** start of Provided records **

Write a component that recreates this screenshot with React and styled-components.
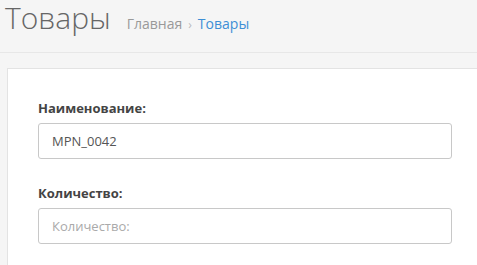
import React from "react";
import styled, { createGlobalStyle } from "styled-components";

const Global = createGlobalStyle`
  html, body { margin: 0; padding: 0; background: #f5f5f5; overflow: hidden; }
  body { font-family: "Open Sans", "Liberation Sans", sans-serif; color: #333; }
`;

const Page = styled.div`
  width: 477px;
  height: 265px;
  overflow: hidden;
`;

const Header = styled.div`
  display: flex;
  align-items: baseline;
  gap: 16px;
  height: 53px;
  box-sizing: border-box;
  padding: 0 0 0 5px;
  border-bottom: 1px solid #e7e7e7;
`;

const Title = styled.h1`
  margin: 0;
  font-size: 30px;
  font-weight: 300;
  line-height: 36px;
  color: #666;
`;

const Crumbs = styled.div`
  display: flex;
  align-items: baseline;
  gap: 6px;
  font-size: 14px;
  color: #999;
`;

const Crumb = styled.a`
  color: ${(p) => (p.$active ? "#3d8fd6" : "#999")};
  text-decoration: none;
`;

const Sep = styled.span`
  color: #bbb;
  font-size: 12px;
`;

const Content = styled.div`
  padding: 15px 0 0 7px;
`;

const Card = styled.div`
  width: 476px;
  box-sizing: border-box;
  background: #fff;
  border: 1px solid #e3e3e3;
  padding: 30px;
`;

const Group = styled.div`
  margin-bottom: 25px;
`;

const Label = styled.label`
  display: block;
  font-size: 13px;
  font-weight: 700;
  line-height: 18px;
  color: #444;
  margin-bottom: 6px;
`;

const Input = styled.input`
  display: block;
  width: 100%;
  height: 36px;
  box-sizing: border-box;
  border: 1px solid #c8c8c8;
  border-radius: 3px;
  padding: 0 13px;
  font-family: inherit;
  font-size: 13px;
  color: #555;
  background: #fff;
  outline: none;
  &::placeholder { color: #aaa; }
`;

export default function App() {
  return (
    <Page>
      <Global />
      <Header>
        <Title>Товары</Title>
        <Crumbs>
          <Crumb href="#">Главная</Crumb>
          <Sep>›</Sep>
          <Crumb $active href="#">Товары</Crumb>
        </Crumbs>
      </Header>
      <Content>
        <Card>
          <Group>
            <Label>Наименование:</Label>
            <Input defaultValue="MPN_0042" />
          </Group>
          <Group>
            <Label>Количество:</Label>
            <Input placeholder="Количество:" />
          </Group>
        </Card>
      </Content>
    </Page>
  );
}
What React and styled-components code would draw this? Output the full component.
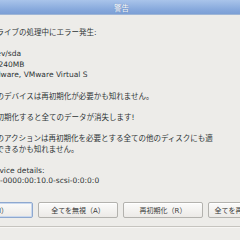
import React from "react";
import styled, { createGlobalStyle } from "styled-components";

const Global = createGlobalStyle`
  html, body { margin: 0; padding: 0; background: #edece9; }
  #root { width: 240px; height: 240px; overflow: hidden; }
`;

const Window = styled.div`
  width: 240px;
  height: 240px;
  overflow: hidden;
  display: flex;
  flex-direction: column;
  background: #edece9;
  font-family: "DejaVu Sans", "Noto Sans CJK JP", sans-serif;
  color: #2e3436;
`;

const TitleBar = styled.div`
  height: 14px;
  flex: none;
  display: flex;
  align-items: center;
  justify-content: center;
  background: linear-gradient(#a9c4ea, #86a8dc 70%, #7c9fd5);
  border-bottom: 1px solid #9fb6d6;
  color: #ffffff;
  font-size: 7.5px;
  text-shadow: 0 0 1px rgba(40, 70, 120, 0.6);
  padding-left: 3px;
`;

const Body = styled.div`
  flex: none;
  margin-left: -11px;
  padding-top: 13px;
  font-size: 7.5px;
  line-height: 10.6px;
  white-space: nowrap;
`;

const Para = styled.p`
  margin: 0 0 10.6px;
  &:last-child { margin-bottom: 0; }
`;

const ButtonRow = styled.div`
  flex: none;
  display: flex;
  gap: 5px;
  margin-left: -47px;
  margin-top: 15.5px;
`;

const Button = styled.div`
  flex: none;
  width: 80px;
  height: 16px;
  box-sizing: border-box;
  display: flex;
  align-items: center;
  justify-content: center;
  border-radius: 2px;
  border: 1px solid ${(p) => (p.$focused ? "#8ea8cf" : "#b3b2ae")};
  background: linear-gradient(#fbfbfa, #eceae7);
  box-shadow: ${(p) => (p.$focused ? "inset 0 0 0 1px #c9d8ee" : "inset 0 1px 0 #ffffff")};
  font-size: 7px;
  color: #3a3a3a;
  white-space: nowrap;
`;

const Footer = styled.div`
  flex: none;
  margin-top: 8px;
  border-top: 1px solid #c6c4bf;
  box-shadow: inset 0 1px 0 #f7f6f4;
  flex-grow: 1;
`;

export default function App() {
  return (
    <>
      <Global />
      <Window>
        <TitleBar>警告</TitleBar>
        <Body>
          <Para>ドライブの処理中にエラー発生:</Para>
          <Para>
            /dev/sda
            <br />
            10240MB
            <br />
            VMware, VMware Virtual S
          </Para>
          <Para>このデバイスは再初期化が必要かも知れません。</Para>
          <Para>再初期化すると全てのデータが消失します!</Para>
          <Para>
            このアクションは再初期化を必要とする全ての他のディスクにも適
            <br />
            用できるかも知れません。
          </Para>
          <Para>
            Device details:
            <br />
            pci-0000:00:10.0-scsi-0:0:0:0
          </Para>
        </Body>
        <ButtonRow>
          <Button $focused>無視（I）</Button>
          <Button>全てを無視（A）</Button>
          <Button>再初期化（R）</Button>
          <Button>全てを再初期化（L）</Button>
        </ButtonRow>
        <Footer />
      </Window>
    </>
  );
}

** end of Provided records **

Problem to work on -
Give the count of lines in the data above that hold the string "this", with no additional words.

Task answer -
2